Copy the records below exactly, omitting any pictures they contain.
-- start Data shown --
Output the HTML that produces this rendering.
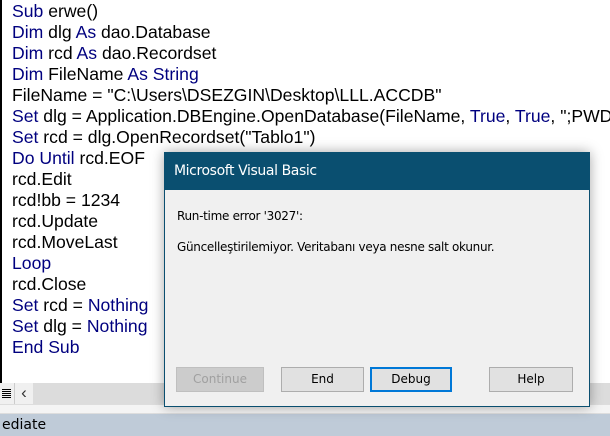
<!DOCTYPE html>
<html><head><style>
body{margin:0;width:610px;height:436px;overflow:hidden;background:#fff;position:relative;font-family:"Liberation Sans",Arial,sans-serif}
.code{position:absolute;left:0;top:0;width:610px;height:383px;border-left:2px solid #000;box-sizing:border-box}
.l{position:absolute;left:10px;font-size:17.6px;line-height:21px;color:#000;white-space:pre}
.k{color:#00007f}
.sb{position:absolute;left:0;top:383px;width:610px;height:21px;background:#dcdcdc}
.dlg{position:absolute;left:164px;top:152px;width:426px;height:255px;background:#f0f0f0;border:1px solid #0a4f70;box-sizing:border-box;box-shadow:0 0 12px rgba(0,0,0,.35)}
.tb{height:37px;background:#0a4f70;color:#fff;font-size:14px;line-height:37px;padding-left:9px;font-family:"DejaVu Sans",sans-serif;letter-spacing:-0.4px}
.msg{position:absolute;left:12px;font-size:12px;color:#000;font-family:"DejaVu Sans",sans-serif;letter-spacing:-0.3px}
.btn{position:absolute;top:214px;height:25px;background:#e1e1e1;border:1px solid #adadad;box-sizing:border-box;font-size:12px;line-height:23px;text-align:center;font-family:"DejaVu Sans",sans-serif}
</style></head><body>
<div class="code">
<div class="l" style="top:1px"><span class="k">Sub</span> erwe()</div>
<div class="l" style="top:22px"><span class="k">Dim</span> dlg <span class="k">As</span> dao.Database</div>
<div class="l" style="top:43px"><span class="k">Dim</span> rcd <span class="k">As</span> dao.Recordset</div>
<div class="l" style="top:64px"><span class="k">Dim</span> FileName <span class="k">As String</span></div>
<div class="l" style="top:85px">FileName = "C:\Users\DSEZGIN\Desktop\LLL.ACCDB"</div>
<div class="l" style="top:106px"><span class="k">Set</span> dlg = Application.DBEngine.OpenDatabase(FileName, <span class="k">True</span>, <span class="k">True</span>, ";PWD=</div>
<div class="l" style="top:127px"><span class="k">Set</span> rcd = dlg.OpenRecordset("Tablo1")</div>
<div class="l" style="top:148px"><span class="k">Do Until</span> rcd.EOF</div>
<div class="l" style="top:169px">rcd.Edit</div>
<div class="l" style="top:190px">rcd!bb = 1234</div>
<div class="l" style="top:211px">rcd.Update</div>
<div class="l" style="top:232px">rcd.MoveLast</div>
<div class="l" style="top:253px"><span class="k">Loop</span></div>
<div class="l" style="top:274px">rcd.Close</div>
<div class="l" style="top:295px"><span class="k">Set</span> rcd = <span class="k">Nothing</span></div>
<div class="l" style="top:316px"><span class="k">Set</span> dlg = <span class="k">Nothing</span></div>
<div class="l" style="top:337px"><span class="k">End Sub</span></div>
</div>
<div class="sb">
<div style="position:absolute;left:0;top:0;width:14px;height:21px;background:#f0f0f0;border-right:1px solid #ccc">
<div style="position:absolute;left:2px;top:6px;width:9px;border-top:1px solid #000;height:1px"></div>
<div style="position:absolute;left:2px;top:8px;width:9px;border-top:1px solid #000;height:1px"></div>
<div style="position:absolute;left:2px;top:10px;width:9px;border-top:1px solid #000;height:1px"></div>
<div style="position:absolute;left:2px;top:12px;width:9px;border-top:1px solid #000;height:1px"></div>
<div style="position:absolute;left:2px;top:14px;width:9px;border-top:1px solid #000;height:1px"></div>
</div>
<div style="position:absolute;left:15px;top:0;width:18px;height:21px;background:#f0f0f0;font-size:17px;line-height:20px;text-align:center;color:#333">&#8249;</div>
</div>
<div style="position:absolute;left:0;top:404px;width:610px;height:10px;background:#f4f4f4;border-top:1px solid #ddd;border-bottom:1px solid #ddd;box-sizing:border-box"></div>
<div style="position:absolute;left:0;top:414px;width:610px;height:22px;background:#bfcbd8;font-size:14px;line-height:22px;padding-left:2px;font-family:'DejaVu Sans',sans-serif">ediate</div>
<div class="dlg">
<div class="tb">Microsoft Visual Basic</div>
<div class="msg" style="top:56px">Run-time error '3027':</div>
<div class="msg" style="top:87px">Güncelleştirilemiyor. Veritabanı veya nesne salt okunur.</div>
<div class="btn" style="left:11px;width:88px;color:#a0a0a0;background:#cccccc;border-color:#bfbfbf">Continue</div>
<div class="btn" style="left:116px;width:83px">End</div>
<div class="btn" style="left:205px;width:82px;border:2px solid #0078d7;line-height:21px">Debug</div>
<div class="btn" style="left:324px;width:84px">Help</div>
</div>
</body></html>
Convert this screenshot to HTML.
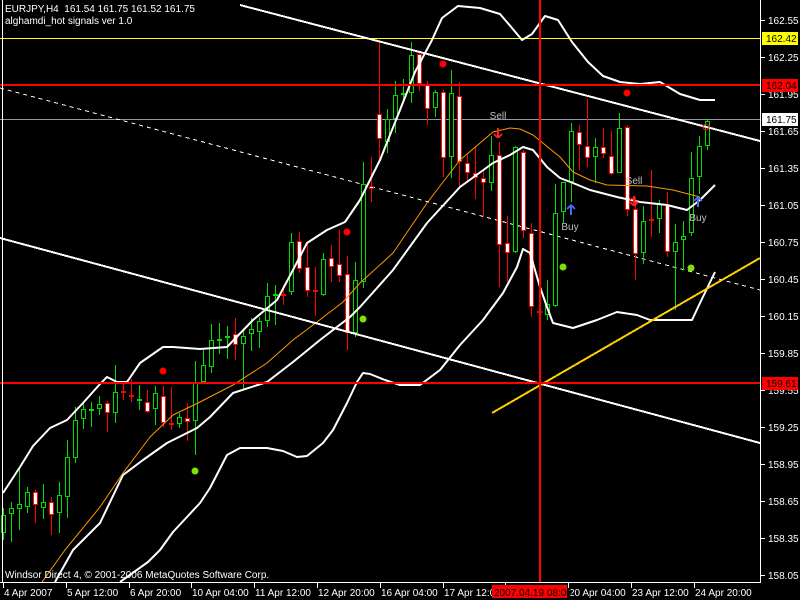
-- end Data shown --
• Result of this exercise:
Output the HTML that produces this rendering.
<!DOCTYPE html>
<html><head><style>
body{margin:0;width:610px;height:436px;overflow:hidden;background:#fff;position:relative;font-family:"Liberation Sans",Arial,sans-serif}
.code{position:absolute;left:0;top:0;width:610px;height:383px;border-left:2px solid #000;box-sizing:border-box}
.l{position:absolute;left:10px;font-size:17.6px;line-height:21px;color:#000;white-space:pre}
.k{color:#00007f}
.sb{position:absolute;left:0;top:383px;width:610px;height:21px;background:#dcdcdc}
.dlg{position:absolute;left:164px;top:152px;width:426px;height:255px;background:#f0f0f0;border:1px solid #0a4f70;box-sizing:border-box;box-shadow:0 0 12px rgba(0,0,0,.35)}
.tb{height:37px;background:#0a4f70;color:#fff;font-size:14px;line-height:37px;padding-left:9px;font-family:"DejaVu Sans",sans-serif;letter-spacing:-0.4px}
.msg{position:absolute;left:12px;font-size:12px;color:#000;font-family:"DejaVu Sans",sans-serif;letter-spacing:-0.3px}
.btn{position:absolute;top:214px;height:25px;background:#e1e1e1;border:1px solid #adadad;box-sizing:border-box;font-size:12px;line-height:23px;text-align:center;font-family:"DejaVu Sans",sans-serif}
</style></head><body>
<div class="code">
<div class="l" style="top:1px"><span class="k">Sub</span> erwe()</div>
<div class="l" style="top:22px"><span class="k">Dim</span> dlg <span class="k">As</span> dao.Database</div>
<div class="l" style="top:43px"><span class="k">Dim</span> rcd <span class="k">As</span> dao.Recordset</div>
<div class="l" style="top:64px"><span class="k">Dim</span> FileName <span class="k">As String</span></div>
<div class="l" style="top:85px">FileName = "C:\Users\DSEZGIN\Desktop\LLL.ACCDB"</div>
<div class="l" style="top:106px"><span class="k">Set</span> dlg = Application.DBEngine.OpenDatabase(FileName, <span class="k">True</span>, <span class="k">True</span>, ";PWD=</div>
<div class="l" style="top:127px"><span class="k">Set</span> rcd = dlg.OpenRecordset("Tablo1")</div>
<div class="l" style="top:148px"><span class="k">Do Until</span> rcd.EOF</div>
<div class="l" style="top:169px">rcd.Edit</div>
<div class="l" style="top:190px">rcd!bb = 1234</div>
<div class="l" style="top:211px">rcd.Update</div>
<div class="l" style="top:232px">rcd.MoveLast</div>
<div class="l" style="top:253px"><span class="k">Loop</span></div>
<div class="l" style="top:274px">rcd.Close</div>
<div class="l" style="top:295px"><span class="k">Set</span> rcd = <span class="k">Nothing</span></div>
<div class="l" style="top:316px"><span class="k">Set</span> dlg = <span class="k">Nothing</span></div>
<div class="l" style="top:337px"><span class="k">End Sub</span></div>
</div>
<div class="sb">
<div style="position:absolute;left:0;top:0;width:14px;height:21px;background:#f0f0f0;border-right:1px solid #ccc">
<div style="position:absolute;left:2px;top:6px;width:9px;border-top:1px solid #000;height:1px"></div>
<div style="position:absolute;left:2px;top:8px;width:9px;border-top:1px solid #000;height:1px"></div>
<div style="position:absolute;left:2px;top:10px;width:9px;border-top:1px solid #000;height:1px"></div>
<div style="position:absolute;left:2px;top:12px;width:9px;border-top:1px solid #000;height:1px"></div>
<div style="position:absolute;left:2px;top:14px;width:9px;border-top:1px solid #000;height:1px"></div>
</div>
<div style="position:absolute;left:15px;top:0;width:18px;height:21px;background:#f0f0f0;font-size:17px;line-height:20px;text-align:center;color:#333">&#8249;</div>
</div>
<div style="position:absolute;left:0;top:404px;width:610px;height:10px;background:#f4f4f4;border-top:1px solid #ddd;border-bottom:1px solid #ddd;box-sizing:border-box"></div>
<div style="position:absolute;left:0;top:414px;width:610px;height:22px;background:#bfcbd8;font-size:14px;line-height:22px;padding-left:2px;font-family:'DejaVu Sans',sans-serif">ediate</div>
<div class="dlg">
<div class="tb">Microsoft Visual Basic</div>
<div class="msg" style="top:56px">Run-time error '3027':</div>
<div class="msg" style="top:87px">Güncelleştirilemiyor. Veritabanı veya nesne salt okunur.</div>
<div class="btn" style="left:11px;width:88px;color:#a0a0a0;background:#cccccc;border-color:#bfbfbf">Continue</div>
<div class="btn" style="left:116px;width:83px">End</div>
<div class="btn" style="left:205px;width:82px;border:2px solid #0078d7;line-height:21px">Debug</div>
<div class="btn" style="left:324px;width:84px">Help</div>
</div>
</body></html>
Convert this screenshot to HTML.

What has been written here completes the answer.